Autres activités de recherche : 121 heures
J’ai arbitrairement réuni dans cette catégorie la rédaction d’e-mails plus ou moins directement liés à mes recherches (à peu près une heure par jour), et ma participation à des réunions de recherche régulières telles que les séminaires hebdomadaires de mon laboratoire, ou les réunions d’équipe.
En temps normal, mon activité compte une part importante de recherche de fonds, c’est-à-dire en particulier de montage et rédaction de projets pour différents organismes de financement nationaux et internationaux. Le financement par projet est un mode d’organisation très décrié au sein de l’ESR car, outre qu’il découle d’une idéologie de l’excellence tout à fait questionnable, il est vécu le plus souvent comme une loterie avec un taux très faible de réussite. Cependant, n’ayant eu à réaliser que peu de nouvelles recherches de fonds sur la période considérée, je ne développerai pas cet aspect ici.
Temps consacré à l’administration de la recherche : 97 heures
Cette section concerne ma contribution au bon fonctionnement de l’institution, au travers de diverses tâches telles que jurys de thèse, comités de sélection, comités de pilotage ou d’éthique, mentorat d’étudiant·es et relecture d’articles en tant que reviewer. Cette partie du travail « administratif » est utile à la communauté scientifique et à la qualité de la recherche, et je m’y attelle le plus souvent avec plaisir.

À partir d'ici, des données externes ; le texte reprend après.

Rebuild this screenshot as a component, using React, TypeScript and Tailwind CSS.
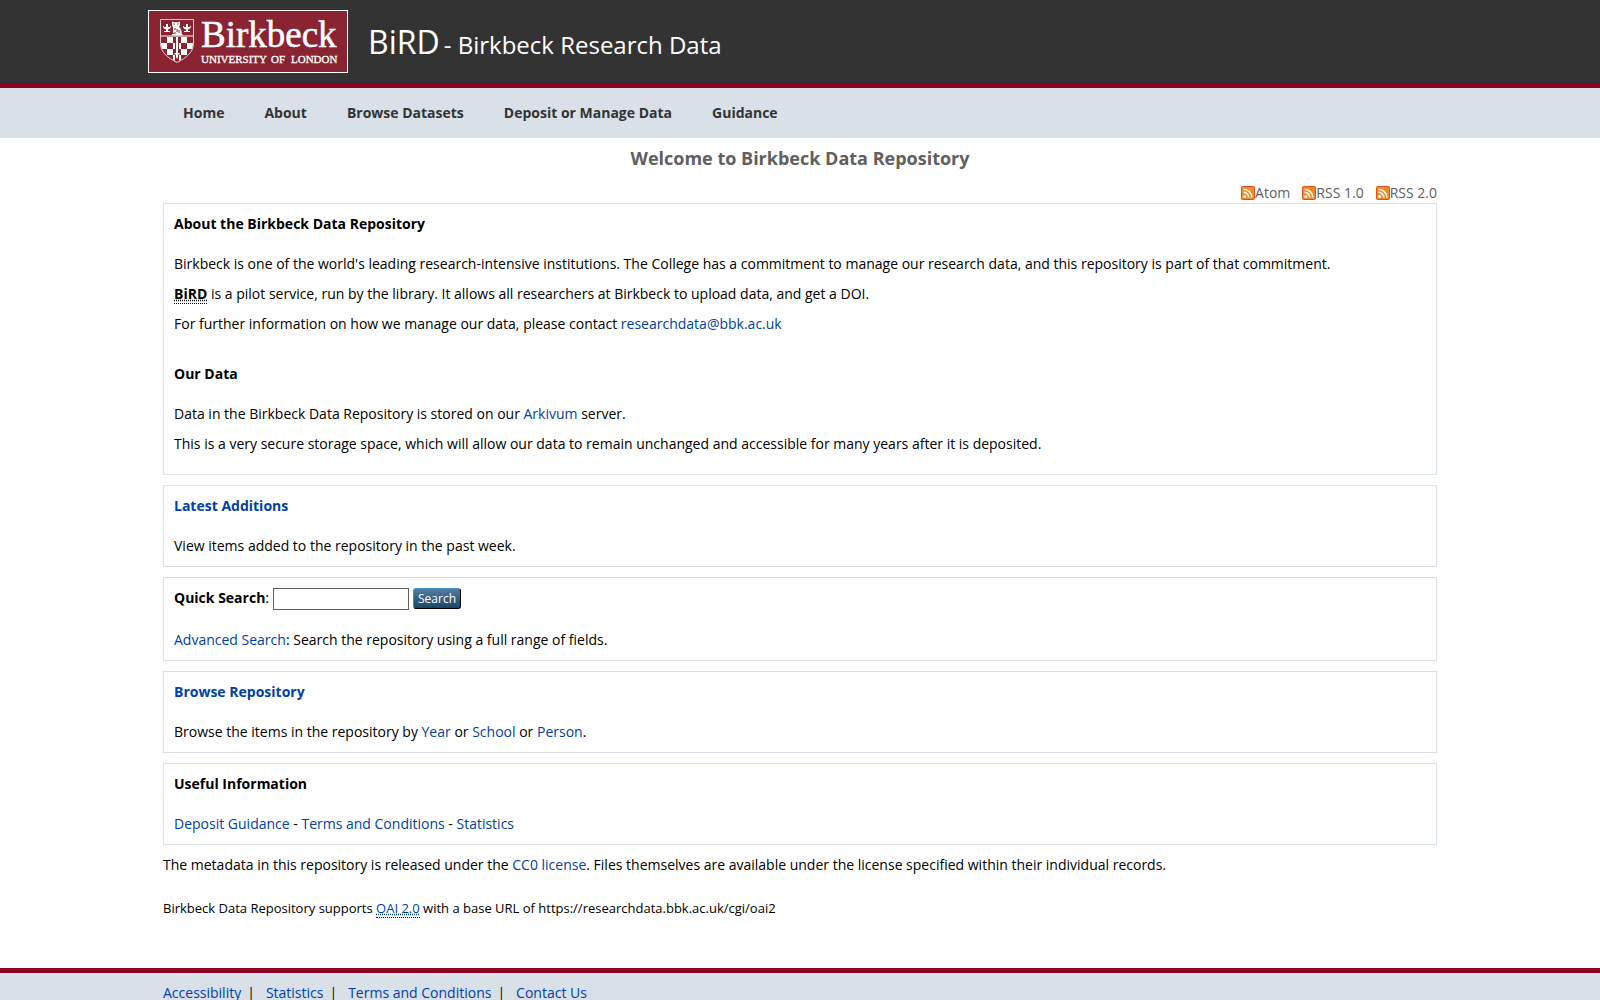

En ce qui concerne la relecture par les pairs, ce temps (une dizaine d’heures par round de review) pose bien sûr un autre problème : il s’agit de travail rétribué par le denier public mais dont le profit va à des éditeurs privés.
Autres activités administratives : 157 heures
Cette partie du travail administratif recouvre tout ce qu’on peut qualifier de « paperasserie » : rédaction de rapports sollicités par l’institution, mise en place de contrats, organisation de missions et remboursement des frais, ainsi que résolution de problèmes administratifs aussi divers que variés. Dans l’ensemble, il s’agit essentiellement de temps perdu.
À titre d’exemple : sur ces derniers mois j’ai dû rédiger pas moins de 7 rapports différents pour présenter l’état de mes recherches et le bilan de mes activités (RIBAC, rapport d’activité CNRS, rapport ANR, rapport HCERES, etc…). Sans remettre en question la légitimité de ces évaluations régulières de mon activité, je trouve désespérant que, bien que le contenu de mon activité reste toujours identique, chacune de ces évaluations nécessite la soumission d’un dossier séparé, plus ou moins conséquent, sur un site internet distinct, avec des champs à remplir, des listes de publications demandées, et des textes à rédiger au moins en partie différents. La quantité de temps investie dans la rédaction de ces dossiers est considérable. Dans un contexte où le CNRS se targue de « simplification administrative », il serait grand temps d’envisager la mise en place d’un dossier unique permettant l’évaluation du travail des chercheur·euses.
Les procédures administratives sont également extrêmement coûteuses en énergie. À nouveau à titre d’exemple, j’ai entrepris à deux reprises des démarches auprès de l’administration de l’ENS pour obtenir une carte d’accès pour mes stagiaires, condition essentielle au bon déroulement de leur stage. Malgré sa simplicité apparente, cette démarche s’est étirée sur trois mois à chaque reprise, nécessitant des allers-retours réguliers avec l’administration, des appels téléphoniques et des déplacements en personne. De même, la mise en place de missions sur Goelett, le remboursement des frais, l’établissement de contrats, sont autant de démarches qui pourraient sembler aisées mais se révèlent de véritables calvaires kafkaïens.
Ces 157 heures représentent 20% de mon temps de travail. Psychologiquement, le poids de l’administration est cependant bien plus important. En effet, un certain nombre de ces tâches doivent être traitées toutes affaires cessantes, interrompant le travail en cours (par exemple lorsqu’une vacataire que je supervise m’annonce affolée que Pôle Emploi menace de ne pas lui verser ses allocations car le service RH n’a pas transmis ses fiches de paye). Au-delà de ma propre frustration personnelle, il est important de souligner que ces 20% représentent autant d’argent public employé à perte, et d’énergie épuisée en vain.
En conclusion, l’examen quantitatif de mon emploi du temps permet de se faire une idée précise du fardeau que représentent les tâches administratives. Alors que je consacre un cinquième de mon temps de travail à ces dernières, c’est-à-dire presque autant que le temps consacré à mes projets scientifiques, il est indéniable que l’administration détourne des ressources précieuses, tant financières que mentales, de leur objectif principal. Je réitérerai ici le constat souvent partagé que la Recherche française est à la fois sur-bureaucratisée et sous-administrée : le poids des règlements s’y conjugue avec le manque de personnel administratif. Plus fondamentalement, cette absurdité est la conséquence directe de l’idéologie bureaucratique du nouveau management public, particulièrement délétère lorsqu’elle est appliquée à l’ESR (à ce sujet, lire les billets de Romain Brette « Une analyse globale de la nouvelle politique de recherche »).